■ **Work required**
Repeat the material below exactly, line for line.

# START OF Material provided

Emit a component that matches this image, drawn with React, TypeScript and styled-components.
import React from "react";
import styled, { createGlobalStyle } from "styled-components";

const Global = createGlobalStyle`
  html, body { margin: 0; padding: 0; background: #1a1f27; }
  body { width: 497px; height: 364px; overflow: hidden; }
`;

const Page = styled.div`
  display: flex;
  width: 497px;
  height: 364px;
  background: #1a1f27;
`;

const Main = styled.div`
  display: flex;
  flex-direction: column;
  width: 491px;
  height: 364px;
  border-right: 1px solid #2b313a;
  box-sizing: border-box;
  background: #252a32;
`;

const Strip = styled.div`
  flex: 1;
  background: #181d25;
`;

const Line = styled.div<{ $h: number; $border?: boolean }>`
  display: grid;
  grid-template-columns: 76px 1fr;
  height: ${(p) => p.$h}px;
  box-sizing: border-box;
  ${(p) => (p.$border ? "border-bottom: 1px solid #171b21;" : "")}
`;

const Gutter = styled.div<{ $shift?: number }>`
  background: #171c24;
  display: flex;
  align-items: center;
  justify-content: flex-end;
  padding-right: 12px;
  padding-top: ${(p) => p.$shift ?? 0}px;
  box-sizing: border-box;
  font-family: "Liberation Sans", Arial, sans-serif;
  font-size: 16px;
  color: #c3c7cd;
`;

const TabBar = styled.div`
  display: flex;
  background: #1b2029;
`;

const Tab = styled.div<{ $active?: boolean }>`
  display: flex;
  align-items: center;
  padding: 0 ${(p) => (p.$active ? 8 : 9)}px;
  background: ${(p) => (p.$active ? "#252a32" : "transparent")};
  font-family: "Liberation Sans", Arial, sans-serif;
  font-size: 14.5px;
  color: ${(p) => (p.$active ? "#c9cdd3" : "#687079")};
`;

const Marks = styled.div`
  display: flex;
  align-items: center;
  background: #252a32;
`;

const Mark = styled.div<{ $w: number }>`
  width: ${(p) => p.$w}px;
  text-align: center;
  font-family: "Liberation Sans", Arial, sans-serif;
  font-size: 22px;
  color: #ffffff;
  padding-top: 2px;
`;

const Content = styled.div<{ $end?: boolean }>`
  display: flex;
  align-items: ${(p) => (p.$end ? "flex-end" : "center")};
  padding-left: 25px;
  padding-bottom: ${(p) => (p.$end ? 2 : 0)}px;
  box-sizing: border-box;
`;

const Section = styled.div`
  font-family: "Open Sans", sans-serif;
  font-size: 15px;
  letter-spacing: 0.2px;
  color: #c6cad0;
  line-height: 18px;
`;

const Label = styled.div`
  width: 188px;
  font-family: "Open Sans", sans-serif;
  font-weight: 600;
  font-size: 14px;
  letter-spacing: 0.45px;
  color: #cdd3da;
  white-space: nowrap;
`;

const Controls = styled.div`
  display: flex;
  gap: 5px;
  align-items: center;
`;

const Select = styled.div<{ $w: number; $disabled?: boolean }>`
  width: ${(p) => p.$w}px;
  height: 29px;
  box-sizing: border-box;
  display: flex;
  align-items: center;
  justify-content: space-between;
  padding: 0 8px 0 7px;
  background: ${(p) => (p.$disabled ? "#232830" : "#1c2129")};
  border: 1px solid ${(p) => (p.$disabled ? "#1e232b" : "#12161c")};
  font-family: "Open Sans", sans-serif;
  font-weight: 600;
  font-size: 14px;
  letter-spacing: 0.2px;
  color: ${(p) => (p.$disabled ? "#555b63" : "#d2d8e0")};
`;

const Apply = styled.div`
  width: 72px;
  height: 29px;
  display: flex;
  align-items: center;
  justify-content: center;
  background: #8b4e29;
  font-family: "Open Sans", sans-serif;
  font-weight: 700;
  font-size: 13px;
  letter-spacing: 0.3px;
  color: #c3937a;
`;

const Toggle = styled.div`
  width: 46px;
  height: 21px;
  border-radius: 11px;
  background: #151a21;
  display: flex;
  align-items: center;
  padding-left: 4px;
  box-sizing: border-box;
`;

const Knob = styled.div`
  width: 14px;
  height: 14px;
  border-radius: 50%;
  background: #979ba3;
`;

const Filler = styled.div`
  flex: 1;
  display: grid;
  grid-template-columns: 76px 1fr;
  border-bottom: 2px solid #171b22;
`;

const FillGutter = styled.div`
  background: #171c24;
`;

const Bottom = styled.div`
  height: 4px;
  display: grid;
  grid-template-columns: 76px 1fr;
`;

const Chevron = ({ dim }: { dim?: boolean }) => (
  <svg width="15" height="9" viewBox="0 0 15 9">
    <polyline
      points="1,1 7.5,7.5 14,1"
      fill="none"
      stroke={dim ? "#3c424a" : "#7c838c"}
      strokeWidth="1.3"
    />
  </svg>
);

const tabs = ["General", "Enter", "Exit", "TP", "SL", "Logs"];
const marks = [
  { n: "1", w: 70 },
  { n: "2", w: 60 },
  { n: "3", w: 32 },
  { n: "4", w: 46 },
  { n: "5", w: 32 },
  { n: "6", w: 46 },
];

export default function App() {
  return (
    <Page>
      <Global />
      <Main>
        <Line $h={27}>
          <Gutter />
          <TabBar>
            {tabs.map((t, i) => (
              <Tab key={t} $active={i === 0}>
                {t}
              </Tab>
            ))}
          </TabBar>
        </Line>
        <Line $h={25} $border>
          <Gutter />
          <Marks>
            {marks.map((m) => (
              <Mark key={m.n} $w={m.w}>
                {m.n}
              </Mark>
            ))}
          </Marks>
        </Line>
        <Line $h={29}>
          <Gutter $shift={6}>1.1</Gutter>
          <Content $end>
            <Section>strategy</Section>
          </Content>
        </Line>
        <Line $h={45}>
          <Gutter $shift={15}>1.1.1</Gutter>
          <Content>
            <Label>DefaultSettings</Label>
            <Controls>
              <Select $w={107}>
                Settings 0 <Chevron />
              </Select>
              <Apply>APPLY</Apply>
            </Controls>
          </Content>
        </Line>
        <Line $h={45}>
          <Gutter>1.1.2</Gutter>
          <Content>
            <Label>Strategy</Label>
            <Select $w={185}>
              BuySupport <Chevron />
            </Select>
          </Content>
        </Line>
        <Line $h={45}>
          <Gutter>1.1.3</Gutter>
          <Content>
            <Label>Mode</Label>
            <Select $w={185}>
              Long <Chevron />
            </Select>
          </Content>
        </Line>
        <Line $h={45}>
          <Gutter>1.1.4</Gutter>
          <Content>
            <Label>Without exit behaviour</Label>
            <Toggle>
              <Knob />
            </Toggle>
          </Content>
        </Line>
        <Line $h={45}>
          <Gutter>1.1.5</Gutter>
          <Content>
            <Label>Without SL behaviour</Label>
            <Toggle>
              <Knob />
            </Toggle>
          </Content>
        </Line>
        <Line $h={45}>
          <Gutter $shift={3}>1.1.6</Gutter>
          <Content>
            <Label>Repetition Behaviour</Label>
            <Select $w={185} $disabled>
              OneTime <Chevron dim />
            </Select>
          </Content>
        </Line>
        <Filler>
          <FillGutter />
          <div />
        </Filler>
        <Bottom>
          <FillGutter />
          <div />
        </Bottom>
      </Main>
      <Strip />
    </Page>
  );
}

# END OF Material provided

■ **Written reply**
Emit a component that matches this image, drawn with React, TypeScript and styled-components.
import React from "react";
import styled, { createGlobalStyle } from "styled-components";

const Global = createGlobalStyle`
  html, body { margin: 0; padding: 0; background: #1a1f27; }
  body { width: 497px; height: 364px; overflow: hidden; }
`;

const Page = styled.div`
  display: flex;
  width: 497px;
  height: 364px;
  background: #1a1f27;
`;

const Main = styled.div`
  display: flex;
  flex-direction: column;
  width: 491px;
  height: 364px;
  border-right: 1px solid #2b313a;
  box-sizing: border-box;
  background: #252a32;
`;

const Strip = styled.div`
  flex: 1;
  background: #181d25;
`;

const Line = styled.div<{ $h: number; $border?: boolean }>`
  display: grid;
  grid-template-columns: 76px 1fr;
  height: ${(p) => p.$h}px;
  box-sizing: border-box;
  ${(p) => (p.$border ? "border-bottom: 1px solid #171b21;" : "")}
`;

const Gutter = styled.div<{ $shift?: number }>`
  background: #171c24;
  display: flex;
  align-items: center;
  justify-content: flex-end;
  padding-right: 12px;
  padding-top: ${(p) => p.$shift ?? 0}px;
  box-sizing: border-box;
  font-family: "Liberation Sans", Arial, sans-serif;
  font-size: 16px;
  color: #c3c7cd;
`;

const TabBar = styled.div`
  display: flex;
  background: #1b2029;
`;

const Tab = styled.div<{ $active?: boolean }>`
  display: flex;
  align-items: center;
  padding: 0 ${(p) => (p.$active ? 8 : 9)}px;
  background: ${(p) => (p.$active ? "#252a32" : "transparent")};
  font-family: "Liberation Sans", Arial, sans-serif;
  font-size: 14.5px;
  color: ${(p) => (p.$active ? "#c9cdd3" : "#687079")};
`;

const Marks = styled.div`
  display: flex;
  align-items: center;
  background: #252a32;
`;

const Mark = styled.div<{ $w: number }>`
  width: ${(p) => p.$w}px;
  text-align: center;
  font-family: "Liberation Sans", Arial, sans-serif;
  font-size: 22px;
  color: #ffffff;
  padding-top: 2px;
`;

const Content = styled.div<{ $end?: boolean }>`
  display: flex;
  align-items: ${(p) => (p.$end ? "flex-end" : "center")};
  padding-left: 25px;
  padding-bottom: ${(p) => (p.$end ? 2 : 0)}px;
  box-sizing: border-box;
`;

const Section = styled.div`
  font-family: "Open Sans", sans-serif;
  font-size: 15px;
  letter-spacing: 0.2px;
  color: #c6cad0;
  line-height: 18px;
`;

const Label = styled.div`
  width: 188px;
  font-family: "Open Sans", sans-serif;
  font-weight: 600;
  font-size: 14px;
  letter-spacing: 0.45px;
  color: #cdd3da;
  white-space: nowrap;
`;

const Controls = styled.div`
  display: flex;
  gap: 5px;
  align-items: center;
`;

const Select = styled.div<{ $w: number; $disabled?: boolean }>`
  width: ${(p) => p.$w}px;
  height: 29px;
  box-sizing: border-box;
  display: flex;
  align-items: center;
  justify-content: space-between;
  padding: 0 8px 0 7px;
  background: ${(p) => (p.$disabled ? "#232830" : "#1c2129")};
  border: 1px solid ${(p) => (p.$disabled ? "#1e232b" : "#12161c")};
  font-family: "Open Sans", sans-serif;
  font-weight: 600;
  font-size: 14px;
  letter-spacing: 0.2px;
  color: ${(p) => (p.$disabled ? "#555b63" : "#d2d8e0")};
`;

const Apply = styled.div`
  width: 72px;
  height: 29px;
  display: flex;
  align-items: center;
  justify-content: center;
  background: #8b4e29;
  font-family: "Open Sans", sans-serif;
  font-weight: 700;
  font-size: 13px;
  letter-spacing: 0.3px;
  color: #c3937a;
`;

const Toggle = styled.div`
  width: 46px;
  height: 21px;
  border-radius: 11px;
  background: #151a21;
  display: flex;
  align-items: center;
  padding-left: 4px;
  box-sizing: border-box;
`;

const Knob = styled.div`
  width: 14px;
  height: 14px;
  border-radius: 50%;
  background: #979ba3;
`;

const Filler = styled.div`
  flex: 1;
  display: grid;
  grid-template-columns: 76px 1fr;
  border-bottom: 2px solid #171b22;
`;

const FillGutter = styled.div`
  background: #171c24;
`;

const Bottom = styled.div`
  height: 4px;
  display: grid;
  grid-template-columns: 76px 1fr;
`;

const Chevron = ({ dim }: { dim?: boolean }) => (
  <svg width="15" height="9" viewBox="0 0 15 9">
    <polyline
      points="1,1 7.5,7.5 14,1"
      fill="none"
      stroke={dim ? "#3c424a" : "#7c838c"}
      strokeWidth="1.3"
    />
  </svg>
);

const tabs = ["General", "Enter", "Exit", "TP", "SL", "Logs"];
const marks = [
  { n: "1", w: 70 },
  { n: "2", w: 60 },
  { n: "3", w: 32 },
  { n: "4", w: 46 },
  { n: "5", w: 32 },
  { n: "6", w: 46 },
];

export default function App() {
  return (
    <Page>
      <Global />
      <Main>
        <Line $h={27}>
          <Gutter />
          <TabBar>
            {tabs.map((t, i) => (
              <Tab key={t} $active={i === 0}>
                {t}
              </Tab>
            ))}
          </TabBar>
        </Line>
        <Line $h={25} $border>
          <Gutter />
          <Marks>
            {marks.map((m) => (
              <Mark key={m.n} $w={m.w}>
                {m.n}
              </Mark>
            ))}
          </Marks>
        </Line>
        <Line $h={29}>
          <Gutter $shift={6}>1.1</Gutter>
          <Content $end>
            <Section>strategy</Section>
          </Content>
        </Line>
        <Line $h={45}>
          <Gutter $shift={15}>1.1.1</Gutter>
          <Content>
            <Label>DefaultSettings</Label>
            <Controls>
              <Select $w={107}>
                Settings 0 <Chevron />
              </Select>
              <Apply>APPLY</Apply>
            </Controls>
          </Content>
        </Line>
        <Line $h={45}>
          <Gutter>1.1.2</Gutter>
          <Content>
            <Label>Strategy</Label>
            <Select $w={185}>
              BuySupport <Chevron />
            </Select>
          </Content>
        </Line>
        <Line $h={45}>
          <Gutter>1.1.3</Gutter>
          <Content>
            <Label>Mode</Label>
            <Select $w={185}>
              Long <Chevron />
            </Select>
          </Content>
        </Line>
        <Line $h={45}>
          <Gutter>1.1.4</Gutter>
          <Content>
            <Label>Without exit behaviour</Label>
            <Toggle>
              <Knob />
            </Toggle>
          </Content>
        </Line>
        <Line $h={45}>
          <Gutter>1.1.5</Gutter>
          <Content>
            <Label>Without SL behaviour</Label>
            <Toggle>
              <Knob />
            </Toggle>
          </Content>
        </Line>
        <Line $h={45}>
          <Gutter $shift={3}>1.1.6</Gutter>
          <Content>
            <Label>Repetition Behaviour</Label>
            <Select $w={185} $disabled>
              OneTime <Chevron dim />
            </Select>
          </Content>
        </Line>
        <Filler>
          <FillGutter />
          <div />
        </Filler>
        <Bottom>
          <FillGutter />
          <div />
        </Bottom>
      </Main>
      <Strip />
    </Page>
  );
}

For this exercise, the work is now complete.